I had absolutely no idea Jimmy Carter was a trained nuclear engineer!The more you know……

James
James
  James
March 28, 2019 7:44 am

OK,further research show Carter in the Navy nuclear program after doing some submarine programs,he did not though finish his nuclear training/work on a nuclear sub due to his fathers death and he resigned his commission to run the family farm

Anonymous
Anonymous
March 28, 2019 8:11 am

I’ll remember this event, because a day or two before it happened,
I watched “The China Syndrome” in a movie theater.
That was kind of spooky, when it played out in real life just a day or two later.

Here we are 40 years later, and shortcuts in design, rushing into production, and keeping things humming.

All for the bottom line…corporate profits, ignoring potential catastrophic consequences.

Hmmm. Boeing 737 Max, anyone?

Dutchman
Dutchman
March 28, 2019 8:11 am

The folks near Three Mile Island don’t need microwave ovens. They can use their mail box!

Skeeter
Skeeter
March 28, 2019 11:45 am

I’d read one time that Three Mile Island was worse than Chernobyl but was not reported that way.

MrLiberty
MrLiberty
March 28, 2019 1:00 pm

Say whatever you want about nuclear power, the federal government has, as they always do, removed REAL liability and responsibility from the shoulders of those who run these nuclear power plants. They have, as they always do, SOCIALIZED the costs, while privatizing the profits.

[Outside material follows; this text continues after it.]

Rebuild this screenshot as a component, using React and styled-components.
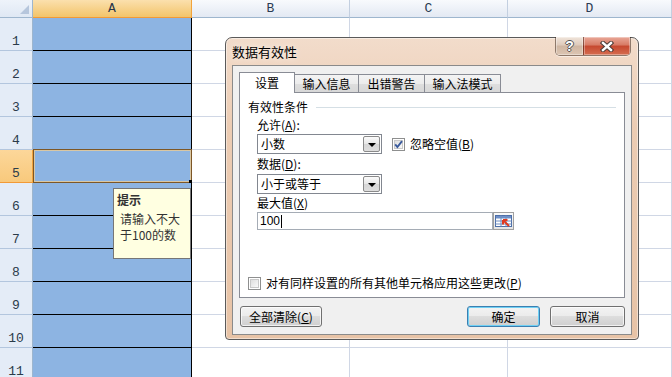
import React from 'react';
import styled, { createGlobalStyle } from 'styled-components';

const CJK = `"Noto Sans CJK SC", "Liberation Sans", sans-serif`;

const Global = createGlobalStyle`
  html, body { margin: 0; padding: 0; overflow: hidden; background: #fff; }
  body { font-family: ${CJK}; }
  * { box-sizing: border-box; }
`;

const Page = styled.div`
  position: relative;
  width: 672px;
  height: 377px;
  overflow: hidden;
  background: #fff;
`;

/* ---------- spreadsheet ---------- */
const Sheet = styled.div`
  display: grid;
  grid-template-columns: 33px 159px 158px 158px 164px;
  grid-template-rows: 18px repeat(11, 33px);
`;

const Corner = styled.div`
  position: relative;
  background: linear-gradient(#eef3fa, #dfe8f4);
  border-right: 1px solid #9eb6ce;
  border-bottom: 1px solid #9eb6ce;
  &::after {
    content: '';
    position: absolute;
    right: 3px;
    bottom: 3px;
    border-left: 9px solid transparent;
    border-bottom: 9px solid #b6c6dc;
  }
`;

const ColHeader = styled.div`
  display: flex;
  align-items: center;
  justify-content: center;
  font-family: "Liberation Mono", monospace;
  font-size: 13px;
  color: ${p => (p.$active ? '#27364a' : '#2b3b52')};
  background: ${p =>
    p.$active
      ? 'linear-gradient(#fbe0ad, #f2c46a)'
      : 'linear-gradient(#f8fafd, #e3e9f3)'};
  border-right: 1px solid ${p => (p.$active ? '#f2a33b' : '#c3cfe0')};
  border-bottom: 1px solid ${p => (p.$active ? '#f29a36' : '#9eb6ce')};
  ${p => p.$active && 'border-left: 1px solid #f2a33b; margin-left: -1px;'}
`;

const RowHeader = styled.div`
  display: flex;
  align-items: flex-end;
  justify-content: center;
  padding-bottom: 2px;
  font-family: "Liberation Mono", monospace;
  font-size: 13px;
  line-height: 13px;
  color: #2b3b4a;
  background: ${p => (p.$active ? 'linear-gradient(#fcd79a, #f8c97c)' : '#e4ecf7')};
  border-right: 1px solid ${p => (p.$active ? '#f2a33b' : '#9eb6ce')};
  border-bottom: 1px solid ${p => (p.$active ? '#f29a36' : '#b3c6de')};
`;

const Cell = styled.div`
  position: relative;
  background: ${p => (p.$filled ? '#8db4e2' : '#fff')};
  border-right: 1px solid ${p => (p.$filled ? '#000' : '#d0d7e5')};
  border-bottom: 1px solid ${p => (p.$filled ? '#000' : '#d0d7e5')};
`;

const Selection = styled.div`
  position: absolute;
  left: 0;
  right: -1px;
  top: -1px;
  bottom: -1px;
  border: 1px solid #7d5726;
  box-shadow: inset 0 0 0 1px #d9c7a4;
  pointer-events: none;
`;

const FillHandle = styled.div`
  position: absolute;
  right: -3px;
  bottom: -3px;
  width: 5px;
  height: 5px;
  background: #000;
`;

/* ---------- input tooltip ---------- */
const Tip = styled.div`
  position: absolute;
  left: 113px;
  top: 188px;
  width: 78px;
  height: 71px;
  background: #ffffe1;
  border: 1px solid #767676;
  padding: 2px 0 0 3px;
  color: #333;
  font-size: 12px;
`;

const TipTitle = styled.div`
  font-weight: bold;
  line-height: 18px;
  margin-bottom: 2px;
`;

const TipLine = styled.div`
  line-height: 16px;
  padding-left: 3px;
`;

/* ---------- dialog ---------- */
const Dialog = styled.div`
  position: absolute;
  left: 225px;
  top: 37px;
  width: 414px;
  height: 303px;
  border: 1px solid #5a5a5a;
  border-radius: 7px 7px 4px 4px;
  background: linear-gradient(to bottom, #f2dccb 0%, #ecccb3 30%, #e7c3a6 100%);
  box-shadow: inset 0 0 0 1px rgba(255, 255, 255, 0.45);
  padding: 0 6px 4px 6px;
  display: flex;
  flex-direction: column;
`;

const TitleBar = styled.div`
  height: 27px;
  display: flex;
  align-items: flex-start;
`;

const TitleText = styled.div`
  flex: 1;
  align-self: center;
  font-size: 13px;
  line-height: 16px;
  color: #000;
  padding-top: 1px;
  text-shadow: 0 0 6px rgba(255, 255, 255, 0.9);
`;

const CaptionGroup = styled.div`
  display: flex;
  margin-top: -1px;
  margin-right: 1px;
  border: 1px solid rgba(60, 40, 30, 0.55);
  border-top: none;
  border-radius: 0 0 5px 5px;
  overflow: hidden;
  box-shadow: 0 1px 0 rgba(255, 255, 255, 0.5);
`;

const CaptionBtn = styled.div`
  width: ${p => p.$w}px;
  height: 18px;
  display: flex;
  align-items: center;
  justify-content: center;
  background: ${p =>
    p.$close
      ? 'linear-gradient(#e9a898 0%, #d77a64 45%, #c6482f 50%, #d56d50 100%)'
      : 'linear-gradient(#f0e4da 0%, #decabb 45%, #cfb6a2 50%, #dcc5b2 100%)'};
  border-left: ${p => (p.$close ? '1px solid rgba(60,30,20,0.5)' : 'none')};
  box-shadow: inset 0 0 0 1px rgba(255, 255, 255, 0.35);
`;

const HelpGlyph = styled.span`
  font-family: "Liberation Sans", sans-serif;
  font-weight: bold;
  font-size: 14px;
  line-height: 14px;
  color: #fff;
  text-shadow: 1px 0 0 #555, -1px 0 0 #555, 0 1px 0 #555, 0 -1px 0 #555;
`;

const Client = styled.div`
  flex: 1;
  background: #f0f0f0;
  border: 1px solid #8a8a8a;
  padding: 6px 6px 7px 6px;
  display: flex;
  flex-direction: column;
  font-size: 12px;
  color: #000;
`;

const TabRow = styled.div`
  height: 20px;
  display: flex;
  align-items: flex-end;
  position: relative;
  z-index: 1;
`;

const Tab = styled.div`
  width: ${p => p.$w}px;
  height: ${p => (p.$active ? 21 : 18)}px;
  margin-bottom: ${p => (p.$active ? -1 : 0)}px;
  margin-left: ${p => (p.$first ? 0 : -1)}px;
  display: flex;
  align-items: center;
  justify-content: center;
  line-height: 14px;
  padding-top: ${p => (p.$active ? 0 : 1)}px;
  border: 1px solid #898c95;
  border-bottom: none;
  background: ${p =>
    p.$active
      ? '#fff'
      : 'linear-gradient(#f4f4f4 0%, #ececec 50%, #dedede 51%, #d8d8d8 100%)'};
  position: relative;
  z-index: ${p => (p.$active ? 2 : 1)};
`;

const Panel = styled.div`
  height: 206px;
  background: #fff;
  border: 1px solid #898c95;
  padding: 6px 0 7px 8px;
  display: flex;
  flex-direction: column;
`;

const Group = styled.div`
  height: 16px;
  display: flex;
  align-items: center;
  padding-right: 8px;
`;

const GroupTitle = styled.span`
  line-height: 16px;
`;

const GroupRule = styled.div`
  flex: 1;
  height: 1px;
  margin-left: 8px;
  background: #d5dfe5;
`;

const Fields = styled.div`
  padding-left: 9px;
  display: flex;
  flex-direction: column;
`;

const FieldLabel = styled.div`
  height: ${p => p.$h}px;
  display: flex;
  align-items: center;
  line-height: 14px;
`;

const FieldRow = styled.div`
  display: flex;
  align-items: center;
`;

const Select = styled.div`
  width: 125px;
  height: 20px;
  border: 1px solid #828790;
  background: #fff;
  display: flex;
  align-items: center;
  padding-left: 3px;
  padding-right: 1px;
`;

const SelectValue = styled.span`
  flex: 1;
  line-height: 14px;
`;

const DropBtn = styled.div`
  width: 17px;
  height: 16px;
  border: 1px solid #8a8a8a;
  border-radius: 2px;
  background: linear-gradient(#fbfbfb, #e6e6e6 50%, #d6d6d6 51%, #dedede);
  display: flex;
  align-items: center;
  justify-content: center;
  &::after {
    content: '';
    border-left: 4px solid transparent;
    border-right: 4px solid transparent;
    border-top: 4px solid #000;
    margin-top: 1px;
  }
`;

const CheckLabel = styled.div`
  display: flex;
  align-items: center;
  margin-left: ${p => p.$ml}px;
  gap: 5px;
  line-height: 14px;
`;

const TextBox = styled.div`
  width: 236px;
  height: 18px;
  border: 1px solid #a5acb5;
  background: #fff;
  display: flex;
  align-items: center;
  padding-left: 2px;
  font-family: "Liberation Sans", sans-serif;
  font-size: 12px;
`;

const Caret = styled.span`
  display: inline-block;
  width: 1px;
  height: 13px;
  background: #000;
  margin-left: 1px;
`;

const RefBtn = styled.div`
  width: 21px;
  height: 18px;
  border: 1px solid #a0a0a0;
  background: linear-gradient(#fafafa, #e4e4e4);
  display: flex;
  align-items: center;
  justify-content: center;
`;

const Spacer = styled.div`
  flex: 1;
`;

const Footer = styled.div`
  margin-top: 8px;
  height: 21px;
  display: flex;
  align-items: stretch;
`;

const Button = styled.div`
  width: ${p => p.$w}px;
  margin-left: ${p => p.$ml || 0}px;
  display: flex;
  align-items: center;
  justify-content: center;
  line-height: 14px;
  border: 1px solid ${p => (p.$default ? '#3c7fb1' : '#707070')};
  border-radius: 3px;
  background: linear-gradient(#f3f3f3 0%, #ebebeb 48%, #dddddd 50%, #cfcfcf 100%);
  box-shadow: inset 0 0 0 1px ${p => (p.$default ? '#6fd0f4' : 'rgba(255,255,255,0.7)')};
`;

const FooterGap = styled.div`
  flex: 1;
`;

function CheckBox({ checked }) {
  return (
    <svg width="13" height="13" viewBox="0 0 13 13" style={{ flex: 'none' }}>
      <defs>
        <linearGradient id={checked ? 'cbg1' : 'cbg2'} x1="0" y1="0" x2="1" y2="1">
          <stop offset="0" stopColor="#dcdcdc" />
          <stop offset="1" stopColor="#fbfbfb" />
        </linearGradient>
      </defs>
      <rect x="0.5" y="0.5" width="12" height="12" fill="#fff" stroke="#8e8f8f" />
      <rect x="2.5" y="2.5" width="8" height="8" fill={`url(#${checked ? 'cbg1' : 'cbg2'})`} stroke="#c8c8c8" />
      {checked && (
        <path d="M3.2 6.4 L5.4 9 L10 3.2" fill="none" stroke="#3a5a9c" strokeWidth="1.9" />
      )}
    </svg>
  );
}

function CloseGlyph() {
  return (
    <svg width="14" height="11" viewBox="0 0 14 11">
      <path d="M3 2 L11 9 M11 2 L3 9" stroke="#4a3a36" strokeWidth="4.4" strokeLinecap="square" />
      <path d="M3 2 L11 9 M11 2 L3 9" stroke="#fff" strokeWidth="2.4" strokeLinecap="square" />
    </svg>
  );
}

function RefIcon() {
  return (
    <svg width="17" height="12" viewBox="0 0 17 12">
      <rect x="0.5" y="0.5" width="16" height="11" fill="#fff" stroke="#4d6fa8" />
      <rect x="1" y="1" width="15" height="2.5" fill="#6e8fc8" />
      <path d="M0.5 6 H16.5 M0.5 9 H16.5 M6 0.5 V11.5 M11 0.5 V11.5" stroke="#6f8dc0" strokeWidth="1" />
      <path d="M8 5 L14 11 M8 5 L8 9.5 M8 5 L12.5 5" stroke="#e03a20" strokeWidth="2" fill="none" />
    </svg>
  );
}

const rows = Array.from({ length: 11 }, (_, i) => i + 1);

export default function App() {
  return (
    <>
      <Global />
      <Page>
        <Sheet>
          <Corner />
          <ColHeader $active>A</ColHeader>
          <ColHeader>B</ColHeader>
          <ColHeader>C</ColHeader>
          <ColHeader>D</ColHeader>
          {rows.map(r => (
            <React.Fragment key={r}>
              <RowHeader $active={r === 5}>{r}</RowHeader>
              <Cell $filled>
                {r === 5 && (
                  <Selection>
                    <FillHandle />
                  </Selection>
                )}
              </Cell>
              <Cell />
              <Cell />
              <Cell />
            </React.Fragment>
          ))}
        </Sheet>

        <Tip>
          <TipTitle>提示</TipTitle>
          <TipLine>请输入不大</TipLine>
          <TipLine>于100的数</TipLine>
        </Tip>

        <Dialog>
          <TitleBar>
            <TitleText>数据有效性</TitleText>
            <CaptionGroup>
              <CaptionBtn $w={27}>
                <HelpGlyph>?</HelpGlyph>
              </CaptionBtn>
              <CaptionBtn $w={47} $close>
                <CloseGlyph />
              </CaptionBtn>
            </CaptionGroup>
          </TitleBar>
          <Client>
            <TabRow>
              <Tab $active $first $w={56}>设置</Tab>
              <Tab $w={65}>输入信息</Tab>
              <Tab $w={67}>出错警告</Tab>
              <Tab $w={77}>输入法模式</Tab>
            </TabRow>
            <Panel>
              <Group>
                <GroupTitle>有效性条件</GroupTitle>
                <GroupRule />
              </Group>
              <Fields>
                <FieldLabel $h={19}>允许(<u>A</u>):</FieldLabel>
                <FieldRow>
                  <Select>
                    <SelectValue>小数</SelectValue>
                    <DropBtn />
                  </Select>
                  <CheckLabel $ml={10}>
                    <CheckBox checked />
                    <span>忽略空值(<u>B</u>)</span>
                  </CheckLabel>
                </FieldRow>
                <FieldLabel $h={20}>数据(<u>D</u>):</FieldLabel>
                <FieldRow>
                  <Select>
                    <SelectValue>小于或等于</SelectValue>
                    <DropBtn />
                  </Select>
                </FieldRow>
                <FieldLabel $h={18}>最大值(<u>X</u>)</FieldLabel>
                <FieldRow>
                  <TextBox>
                    100
                    <Caret />
                  </TextBox>
                  <RefBtn>
                    <RefIcon />
                  </RefBtn>
                </FieldRow>
              </Fields>
              <Spacer />
              <CheckLabel $ml={0}>
                <CheckBox />
                <span>对有同样设置的所有其他单元格应用这些更改(<u>P</u>)</span>
              </CheckLabel>
            </Panel>
            <Footer>
              <Button $w={82} $ml={1}>全部清除(<u>C</u>)</Button>
              <FooterGap />
              <Button $w={73} $default>确定</Button>
              <Button $w={75} $ml={10}>取消</Button>
            </Footer>
          </Client>
        </Dialog>
      </Page>
    </>
  );
}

Nuclear waste has ALWAYS been a problem, and the government, instead of making those who created it, responsible for dealing with its SAFE AND PROPER disposal/storage, has put that burden on the taxpayers.

Are there “safe” nuclear power plant designs? I hear “thorium” thrown around a lot, so maybe. I am no nuclear engineer. But I do know that this source of power, like every other source of power that receives legal protections, direct subsidies, free military protection, free natural resource “acquisition” by the military, and other benefits, has NO INCENTIVE to ever improve anything with respect to safety, cost, efficiency, etc.

Anonymous
Anonymous
  MrLiberty
March 29, 2019 8:05 pm

At the same time, the government has made it impossible to “dispose” of nuclear waste by refusing to license the Yucca Mtn. waste storage site – thereby mandating that instead of one or two, there are HUNDREDS of nuclear rod cooling pools scattered around the country. It’s hard to imagine how they could screw it up any worse!